El valor de la distopía bien entendida
Con todo, reconozco que ficciones como Black Mirror, Adolescence e incluso algunos documentales sobre redes sociales pueden ser útiles más allá de la ficción, aunque tengan argumentos débiles. Estas narrativas distópicas, cuando se entienden correctamente, nos preparan para amenazas en ciernes al permitirnos imaginar los modos en que los usos de la tecnología pueden afectar nuestros derechos y formas de vida.
Su verdadero valor reside en ayudarnos a comprender qué está en juego y detectar nuestros puntos débiles para protegerlos mejor. Nos permiten identificar qué libertades fundamentales o derechos podrían verse comprometidos y, por lo tanto, qué es lo que debemos proteger tanto a nivel individual como social. Son como simulacros que nos entrenan para reconocer amenazas antes de que se materialicen completamente.
Sin embargo, este valor se pierde cuando las distopías se convierten en mero entretenimiento o, peor aún, en ejercicios de cinismo que se toman una ficción en serio. El problema surge cuando pasamos de "esto podría suceder si no actuamos" al "esto inevitablemente sucederá porque no podemos actuar". La diferencia es sutil pero crucial. Nos volvemos voyeurs de nuestra propia impotencia.
Conmover con una historia simplificada puede ser un buen primer paso para llamar la atención de una ciudadanía que necesita actuar ante injusticias sistemáticas, siempre que la separemos del cinismo. Ese susto inicial sin una narrativa transformadora y organizadora de las fuerzas humanas lo único que hace es desensibilizarnos ante el susto.
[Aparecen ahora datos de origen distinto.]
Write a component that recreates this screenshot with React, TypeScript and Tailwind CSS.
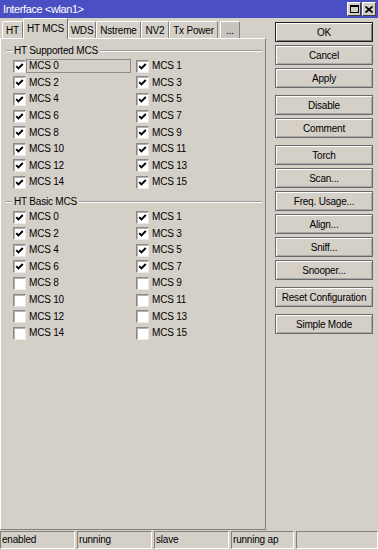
import React from 'react'

const supported = Array.from({ length: 16 }, (_, i) => ({ n: i, on: true }))
const basic = Array.from({ length: 16 }, (_, i) => ({ n: i, on: i < 8 }))

const tabs = [
  { label: 'HT', w: 'w-[21px]' },
  { label: 'HT MCS', w: 'w-[45px]', active: true },
  { label: 'WDS', w: 'w-[28px]' },
  { label: 'Nstreme', w: 'w-[45px]' },
  { label: 'NV2', w: 'w-[28px]' },
  { label: 'Tx Power', w: 'w-[49px]' },
]

const buttonGroups = [
  ['OK', 'Cancel', 'Apply'],
  ['Disable', 'Comment'],
  ['Torch', 'Scan...', 'Freq. Usage...', 'Align...', 'Sniff...', 'Snooper...'],
  ['Reset Configuration'],
  ['Simple Mode'],
]

const status = [
  { text: 'enabled', w: 'w-[75px]' },
  { text: 'running', w: 'w-[75px]' },
  { text: 'slave', w: 'w-[75px]' },
  { text: 'running ap', w: 'w-[63px]' },
  { text: '', w: 'flex-1' },
]

function Check({ on }: { on: boolean }) {
  return (
    <span className="w-[13px] h-[13px] shrink-0 bg-white border border-t-[#8a8a8a] border-l-[#8a8a8a] border-r-[#e8e8e8] border-b-[#e8e8e8] shadow-[inset_1px_1px_0_#b0b0b0] flex items-center justify-center">
      {on && (
        <svg width="9" height="9" viewBox="0 0 9 9">
          <path d="M1.2 4.2 L3.4 6.4 L7.8 2" stroke="#000" strokeWidth="1.9" fill="none" />
        </svg>
      )}
    </span>
  )
}

function Etched({ className }: { className: string }) {
  return <div className={`h-[2px] border-t border-[#9c9c9c] border-b border-b-white ${className}`} />
}

function Group({ title, items, focusFirst }: { title: string; items: { n: number; on: boolean }[]; focusFirst?: boolean }) {
  return (
    <div>
      <div className="flex items-center h-[12px] pl-[5px] pr-[3px]">
        <Etched className="w-[6px]" />
        <span className="px-[2px] leading-[12px]">{title}</span>
        <Etched className="flex-1" />
      </div>
      <div className="grid grid-cols-[123px_1fr] pl-[12px] mt-px">
        {items.map((it) => (
          <div key={it.n} className="flex items-center h-[16.6px]">
            <Check on={it.on} />
            {focusFirst && it.n === 0 ? (
              <span className="w-[105px] h-[14px] border border-[#8c8c8c] pl-[2px] leading-[12px]">MCS {it.n}</span>
            ) : (
              <span className="pl-[3px] leading-[12px]">MCS {it.n}</span>
            )}
          </div>
        ))}
      </div>
    </div>
  )
}

function WinButton({ label }: { label: string }) {
  const isDefault = label === 'OK'
  return (
    <div
      className={`h-[20px] w-[98px] flex items-center justify-center bg-[#d4d0c8] border ${
        isDefault
          ? 'border-[#202020] shadow-[inset_1px_1px_0_#fff,inset_-1px_-1px_0_#808080]'
          : 'border-[#6a6a6a] shadow-[inset_1px_1px_0_#fff,inset_-1px_-1px_0_#a8a8a8]'
      }`}
    >
      {label}
    </div>
  )
}

export default function App() {
  return (
    <div className="w-[378px] h-[550px] bg-[#d4d0c8] flex flex-col overflow-hidden text-[10px] tracking-[-0.2px] text-black font-['Liberation_Sans',Arial,sans-serif]">
      {/* title bar */}
      <div className="h-[18px] bg-[#4a50c4] flex items-center pl-[3px] pr-[2px]">
        <span className="text-white text-[11px] tracking-[-0.4px] flex-1">Interface &lt;wlan1&gt;</span>
        <div className="w-[14px] h-[14px] bg-[#d4d0c8] border border-t-white border-l-white border-r-[#404040] border-b-[#404040] flex items-center justify-center">
          <svg width="9" height="8" viewBox="0 0 9 8">
            <rect x="0.5" y="0.5" width="8" height="7" fill="none" stroke="#000" />
            <rect x="0" y="0" width="9" height="2" fill="#000" />
          </svg>
        </div>
        <div className="w-[14px] h-[14px] ml-px bg-[#d4d0c8] border border-t-white border-l-white border-r-[#404040] border-b-[#404040] flex items-center justify-center">
          <svg width="8" height="7" viewBox="0 0 8 7">
            <path d="M0.5 0.5 L7.5 6.5 M7.5 0.5 L0.5 6.5" stroke="#000" strokeWidth="1.7" />
          </svg>
        </div>
      </div>

      {/* body */}
      <div className="flex flex-1 min-h-0">
        <div className="w-[266px] flex flex-col">
          <div className="h-[20px] flex items-end pl-[2px]">
            {tabs.map((t) =>
              t.active ? (
                <div
                  key={t.label}
                  className={`${t.w} h-[21px] -mb-px relative z-10 bg-[#d4d0c8] border-t border-l border-white border-r border-r-[#707070] rounded-t-[2px] flex items-center justify-center pb-[1px]`}
                >
                  {t.label}
                </div>
              ) : (
                <div
                  key={t.label}
                  className={`${t.w} h-[17px] border-t border-l border-white border-r border-r-[#808080] rounded-t-[2px] flex items-center justify-center`}
                >
                  {t.label}
                </div>
              )
            )}
            <div className="w-[20px] h-[17px] ml-[2px] bg-[#c9c5be] border-t border-l border-white border-r border-r-[#808080] rounded-t-[2px] flex items-center justify-center">
              ...
            </div>
          </div>
          <div className="flex-1 border-t border-l border-white border-r border-b border-r-[#808080] border-b-[#808080] pt-[6px]">
            <Group title="HT Supported MCS" items={supported} focusFirst />
            <div className="mt-[5px]">
              <Group title="HT Basic MCS" items={basic} />
            </div>
          </div>
        </div>

        <div className="flex flex-col pl-[9px] pt-[4px]">
          {buttonGroups.map((g, gi) => (
            <div key={gi} className={`flex flex-col gap-[3px] ${gi > 0 ? 'mt-[7px]' : ''}`}>
              {g.map((b) => (
                <WinButton key={b} label={b} />
              ))}
            </div>
          ))}
        </div>
      </div>

      {/* status bar */}
      <div className="h-[20px] pt-px flex gap-[2px]">
        {status.map((s, i) => (
          <div
            key={i}
            className={`${s.w} h-[18px] border border-t-[#808080] border-l-[#808080] border-r-white border-b-white pl-px leading-[16px]`}
          >
            {s.text}
          </div>
        ))}
      </div>
    </div>
  )
}
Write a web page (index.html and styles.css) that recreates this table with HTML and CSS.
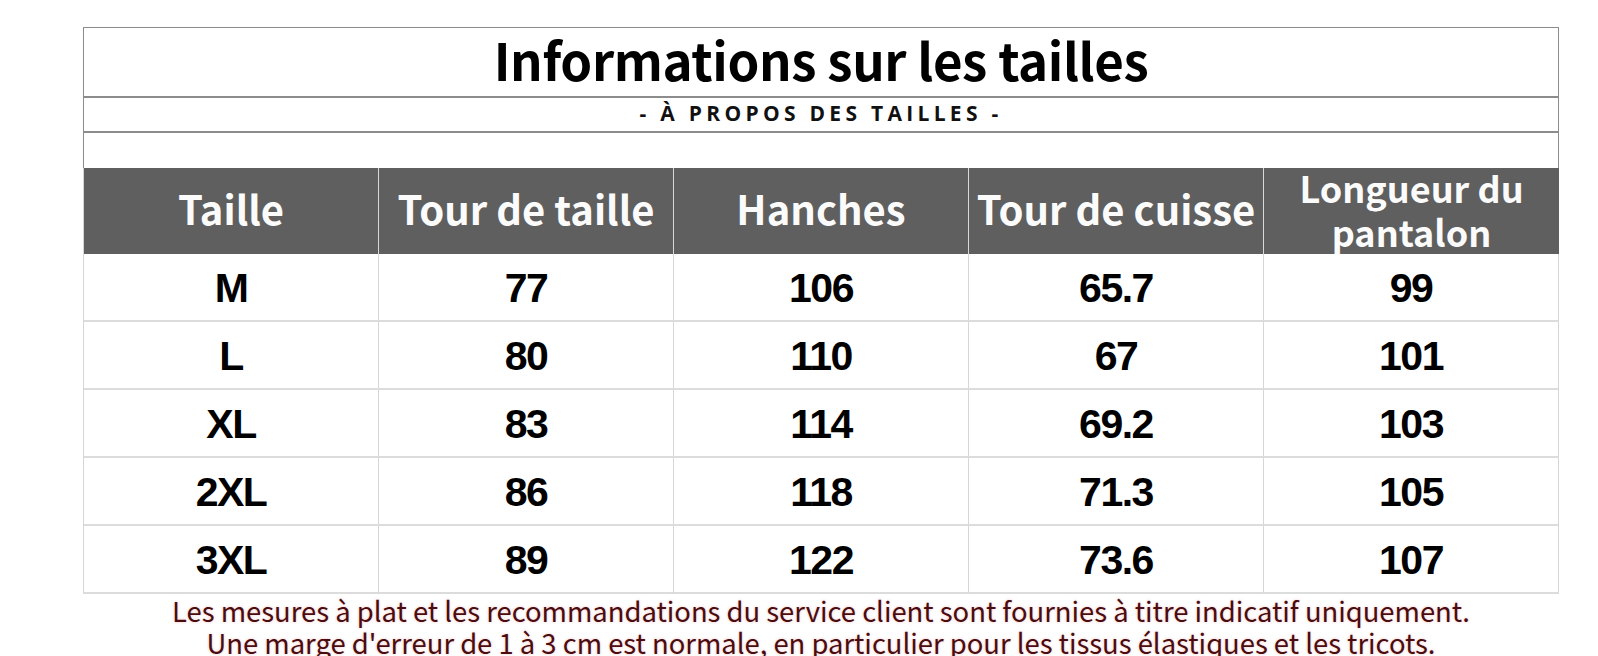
FILE: index.html
```html
<!DOCTYPE html>
<html lang="fr">
<head>
<meta charset="utf-8">
<title>Informations sur les tailles</title>
<link rel="stylesheet" href="styles.css">
</head>
<body>
<main class="page">
  <section class="sheet">
    <div class="box">
      <h1 class="title">Informations sur les tailles</h1>
      <div class="subtitle">- À PROPOS DES TAILLES -</div>
      <div class="spacer"></div>
    </div>
    <div class="grid">
      <div class="hd">Taille</div>
      <div class="hd">Tour de taille</div>
      <div class="hd">Hanches</div>
      <div class="hd">Tour de cuisse</div>
      <div class="hd hd-two">Longueur du<br>pantalon</div>

      <div class="cell">M</div><div class="cell">77</div><div class="cell">106</div><div class="cell">65.7</div><div class="cell last">99</div>
      <div class="cell">L</div><div class="cell">80</div><div class="cell">110</div><div class="cell">67</div><div class="cell last">101</div>
      <div class="cell">XL</div><div class="cell">83</div><div class="cell">114</div><div class="cell">69.2</div><div class="cell last">103</div>
      <div class="cell">2XL</div><div class="cell">86</div><div class="cell">118</div><div class="cell">71.3</div><div class="cell last">105</div>
      <div class="cell">3XL</div><div class="cell">89</div><div class="cell">122</div><div class="cell">73.6</div><div class="cell last">107</div>
    </div>
    <p class="note">Les mesures à plat et les recommandations du service client sont fournies à titre indicatif uniquement.<br>Une marge d'erreur de 1 à 3 cm est normale, en particulier pour les tissus élastiques et les tricots.</p>
  </section>
</main>
</body>
</html>
```
FILE: styles.css
```css
html, body {
  margin: 0;
  padding: 0;
  background: #ffffff;
}
body {
  width: 1598px;
  height: 656px;
  overflow: hidden;
}
.page {
  padding: 27px 0 0 83px;
}
.sheet {
  width: 1476px;
}
.box {
  border: 1px solid #8c8c8c;
  border-bottom: none;
  display: flex;
  flex-direction: column;
}
.title {
  margin: 0;
  height: 70px;
  padding-bottom: 6px;
  box-sizing: border-box;
  border-bottom: 2px solid #8c8c8c;
  display: flex;
  align-items: center;
  justify-content: center;
  font-family: "Noto Sans CJK SC", "Open Sans", sans-serif;
  font-weight: 700;
  font-size: 51px;
  color: #000;
  letter-spacing: -0.4px;
}
.subtitle {
  height: 35px;
  padding-bottom: 4px;
  box-sizing: border-box;
  border-bottom: 2px solid #8c8c8c;
  display: flex;
  align-items: center;
  justify-content: center;
  font-family: "Open Sans", sans-serif;
  font-weight: 700;
  font-size: 21px;
  letter-spacing: 4.3px;
  color: #111;
}
.spacer {
  height: 35px;
}
.grid {
  display: grid;
  grid-template-columns: repeat(5, 1fr);
  grid-template-rows: 86px repeat(5, 68px);
  border-left: 1px solid #d6d6d6;
}
.hd {
  background: #5f5f5f;
  color: #fbfbfb;
  border-right: 1px solid #d8d8d8;
  display: flex;
  align-items: center;
  justify-content: center;
  text-align: center;
  padding-bottom: 6px;
  font-family: "Noto Sans CJK SC", "Open Sans", sans-serif;
  font-weight: 700;
  font-size: 40px;
  line-height: 1;
}
.hd-two {
  border-right: none;
  font-size: 36px;
  line-height: 44px;
  padding-bottom: 4px;
}
.cell {
  border-right: 1px solid #d6d6d6;
  border-bottom: 2px solid #dcdcdc;
  display: flex;
  align-items: center;
  justify-content: center;
  padding-top: 3px;
  font-family: "Liberation Sans Narrow", "Liberation Sans", sans-serif;
  font-weight: 700;
  font-size: 41px;
  letter-spacing: -1.5px;
  color: #000;
}
.note {
  margin: 0;
  text-align: center;
  font-family: "Noto Sans CJK SC", "Open Sans", sans-serif;
  font-size: 27.4px;
  line-height: 32px;
  color: #4a0c0f;
  text-shadow: 0 0 3px rgba(230, 120, 120, 0.45);
}
```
Nos lleva a pensar que la siguiente injusticia es una película "que ya vimos" y que, como en ese goce pornográfico, deje sabor a poco en comparación con una acción política y colectiva de carne y hueso.
Queda abierta entonces una pregunta crucial: ¿Estamos dispuestos a intercambiar el placer inmediato del goce del pesimismo por la satisfacción difusa y demorada de construir futuros imperfectos pero habitables? Nuestra respuesta colectiva a este interrogante bien podría definir la forma de pensar los problemas sociales en el siglo XXI.